Objective:
Each line of the listing that contains the word "components" is to be copied.

(begin)

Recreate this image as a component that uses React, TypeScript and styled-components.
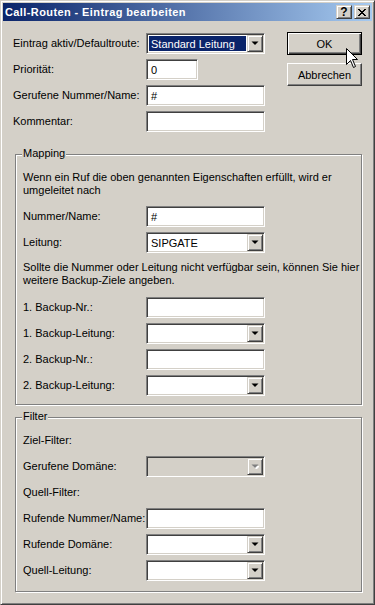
import styled, { createGlobalStyle } from 'styled-components';

const GlobalStyle = createGlobalStyle`
  html, body {
    margin: 0;
    padding: 0;
    background: #d4d0c8;
  }
  body {
    font-family: "Liberation Sans", Arial, sans-serif;
    font-size: 11px;
    color: #000;
  }
`;

const Window = styled.div`
  position: relative;
  box-sizing: border-box;
  width: 375px;
  height: 605px;
  padding: 2px;
  background: #d4d0c8;
  border: 1px solid;
  border-color: #d4d0c8 #404040 #404040 #d4d0c8;
  box-shadow: inset 1px 1px #fff, inset -1px -1px #808080;
  display: flex;
  flex-direction: column;
`;

const TitleBar = styled.div`
  height: 18px;
  display: flex;
  align-items: center;
  padding-left: 2px;
  background: linear-gradient(to right, #0a246a, #a6caf0);
  color: #fff;
  font-weight: bold;
  font-size: 11px;
  letter-spacing: 0.4px;
`;

const TitleText = styled.span`
  white-space: nowrap;
`;

const CaptionButtons = styled.div`
  margin-left: auto;
  margin-right: 2px;
  display: flex;
  gap: 2px;
`;

const CaptionButton = styled.div`
  box-sizing: border-box;
  width: 16px;
  height: 14px;
  display: flex;
  align-items: center;
  justify-content: center;
  background: #d4d0c8;
  border: 1px solid;
  border-color: #d4d0c8 #404040 #404040 #d4d0c8;
  box-shadow: inset 1px 1px #fff, inset -1px -1px #808080;
  color: #000;
  font-weight: bold;
  font-size: 12px;
  line-height: 12px;
  letter-spacing: 0;
`;

const Body = styled.div`
  display: flex;
  flex-direction: column;
  padding: 11px 10px 0 10px;
`;

const TopSection = styled.div`
  display: flex;
  align-items: flex-start;
`;

const FieldGrid = styled.div<{ $labelWidth: number }>`
  display: grid;
  grid-template-columns: ${p => p.$labelWidth}px auto;
  grid-auto-rows: 21px;
  row-gap: 5px;
  align-items: center;
`;

const TopForm = styled(FieldGrid)`
  margin-top: 1px;
`;

const Label = styled.div`
  white-space: nowrap;
  line-height: 13px;
`;

const SectionLabel = styled(Label)`
  grid-column: 1 / -1;
`;

const ButtonColumn = styled.div`
  margin-left: 22px;
  display: flex;
  flex-direction: column;
  gap: 8px;
`;

const PushButton = styled.div<{ $default?: boolean }>`
  box-sizing: border-box;
  width: 75px;
  height: 23px;
  display: flex;
  align-items: center;
  justify-content: center;
  background: #d4d0c8;
  border: 1px solid;
  border-color: ${p => (p.$default ? '#000' : '#fff #404040 #404040 #fff')};
  box-shadow: ${p =>
    p.$default
      ? 'inset 1px 1px #fff, inset -1px -1px #404040, inset -2px -2px #808080'
      : 'inset -1px -1px #808080'};
`;

const sunken = `
  box-sizing: border-box;
  height: 21px;
  border: 1px solid;
  border-color: #808080 #fff #fff #808080;
  box-shadow: inset 1px 1px #404040, inset -1px -1px #d4d0c8;
`;

const TextBox = styled.div<{ $width?: number }>`
  ${sunken}
  width: ${p => p.$width ?? 119}px;
  background: #fff;
  padding: 0 4px;
  display: flex;
  align-items: center;
  white-space: nowrap;
`;

const Combo = styled.div<{ $disabled?: boolean }>`
  ${sunken}
  width: 119px;
  padding: 1px;
  display: flex;
  background: ${p => (p.$disabled ? '#d4d0c8' : '#fff')};
`;

const ComboValue = styled.div<{ $selected?: boolean }>`
  flex: 1;
  margin: 1px;
  padding: 0 2px;
  display: flex;
  align-items: center;
  white-space: nowrap;
  background: ${p => (p.$selected ? '#0a246a' : 'transparent')};
  color: ${p => (p.$selected ? '#fff' : '#000')};
`;

const ArrowButton = styled.div`
  box-sizing: border-box;
  width: 16px;
  height: 17px;
  display: flex;
  align-items: center;
  justify-content: center;
  background: #d4d0c8;
  border: 1px solid;
  border-color: #d4d0c8 #404040 #404040 #d4d0c8;
  box-shadow: inset 1px 1px #fff, inset -1px -1px #808080;
`;

const GroupBox = styled.div<{ $pad: string }>`
  position: relative;
  box-sizing: border-box;
  width: 347px;
  margin-left: 2px;
  padding: ${p => p.$pad};
  border: 1px solid #808080;
  box-shadow: inset 1px 1px #fff, 1px 1px #fff;
  display: flex;
  flex-direction: column;
`;

const MappingGroup = styled(GroupBox)`
  margin-top: 22px;
`;

const FilterGroup = styled(GroupBox)`
  margin-top: 12px;
`;

const Legend = styled.div`
  position: absolute;
  top: -8px;
  left: 6px;
  padding: 0 1px;
  background: #d4d0c8;
  line-height: 13px;
  white-space: nowrap;
`;

const Note = styled.div<{ $mt: number; $mb: number }>`
  line-height: 13px;
  white-space: nowrap;
  margin: ${p => p.$mt}px 0 ${p => p.$mb}px;
`;

const Cursor = styled.svg`
  position: absolute;
  left: 345px;
  top: 47px;
`;

const DropArrow = ({ disabled }: { disabled?: boolean }) => (
  <svg width="8" height="5" viewBox="0 0 8 5">
    {disabled && <path d="M2 2h7l-3.5 3.5z" fill="#fff" />}
    <path d="M0.5 0.5h7l-3.5 3.5z" fill={disabled ? '#808080' : '#000'} />
  </svg>
);

const ComboBox = ({ value, selected, disabled }: { value?: string; selected?: boolean; disabled?: boolean }) => (
  <Combo $disabled={disabled}>
    <ComboValue $selected={selected}>{value}</ComboValue>
    <ArrowButton>
      <DropArrow disabled={disabled} />
    </ArrowButton>
  </Combo>
);

export default function App() {
  return (
    <>
      <GlobalStyle />
      <Window>
        <TitleBar>
          <TitleText>Call-Routen - Eintrag bearbeiten</TitleText>
          <CaptionButtons>
            <CaptionButton>?</CaptionButton>
            <CaptionButton>
              <svg width="8" height="7" viewBox="0 0 8 7">
                <path
                  d="M0 0h2v1h-2z M6 0h2v1h-2z M1 1h2v1h-2z M5 1h2v1h-2z M2 2h4v1h-4z M3 3h2v1h-2z M2 4h4v1h-4z M1 5h2v1h-2z M5 5h2v1h-2z M0 6h2v1h-2z M6 6h2v1h-2z"
                  fill="#000"
                />
              </svg>
            </CaptionButton>
          </CaptionButtons>
        </TitleBar>

        <Body>
          <TopSection>
            <TopForm $labelWidth={133}>
              <Label>Eintrag aktiv/Defaultroute:</Label>
              <ComboBox value="Standard Leitung" selected />
              <Label>Priorität:</Label>
              <TextBox $width={52}>0</TextBox>
              <Label>Gerufene Nummer/Name:</Label>
              <TextBox>#</TextBox>
              <Label>Kommentar:</Label>
              <TextBox />
            </TopForm>
            <ButtonColumn>
              <PushButton $default>OK</PushButton>
              <PushButton>Abbrechen</PushButton>
            </ButtonColumn>
          </TopSection>

          <MappingGroup $pad="16px 7px 8px">
            <Legend>Mapping</Legend>
            <Note $mt={0} $mb={9}>
              Wenn ein Ruf die oben genannten Eigenschaften erfüllt, wird er
              <br />
              umgeleitet nach
            </Note>
            <FieldGrid $labelWidth={123}>
              <Label>Nummer/Name:</Label>
              <TextBox>#</TextBox>
              <Label>Leitung:</Label>
              <ComboBox value="SIPGATE" />
            </FieldGrid>
            <Note $mt={8} $mb={10}>
              Sollte die Nummer oder Leitung nicht verfügbar sein, können Sie hier
              <br />
              weitere Backup-Ziele angeben.
            </Note>
            <FieldGrid $labelWidth={123}>
              <Label>1. Backup-Nr.:</Label>
              <TextBox />
              <Label>1. Backup-Leitung:</Label>
              <ComboBox />
              <Label>2. Backup-Nr.:</Label>
              <TextBox />
              <Label>2. Backup-Leitung:</Label>
              <ComboBox />
            </FieldGrid>
          </MappingGroup>

          <FilterGroup $pad="12px 7px 10px">
            <Legend>Filter</Legend>
            <FieldGrid $labelWidth={123}>
              <SectionLabel>Ziel-Filter:</SectionLabel>
              <Label>Gerufene Domäne:</Label>
              <ComboBox disabled />
              <SectionLabel>Quell-Filter:</SectionLabel>
              <Label>Rufende Nummer/Name:</Label>
              <TextBox />
              <Label>Rufende Domäne:</Label>
              <ComboBox />
              <Label>Quell-Leitung:</Label>
              <ComboBox />
            </FieldGrid>
          </FilterGroup>
        </Body>

        <Cursor width="13" height="21" viewBox="0 0 13 21">
          <path
            d="M0.5 0.5 L0.5 16.5 L4.5 12.5 L7.5 19.5 L9.5 18.5 L6.5 11.5 L11.5 11.5 Z"
            fill="#fff"
            stroke="#000"
            strokeWidth="1"
          />
        </Cursor>
      </Window>
    </>
  );
}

(end)

Expected answer:
Recreate this image as a component that uses React, TypeScript and styled-components.
import styled, { createGlobalStyle } from 'styled-components';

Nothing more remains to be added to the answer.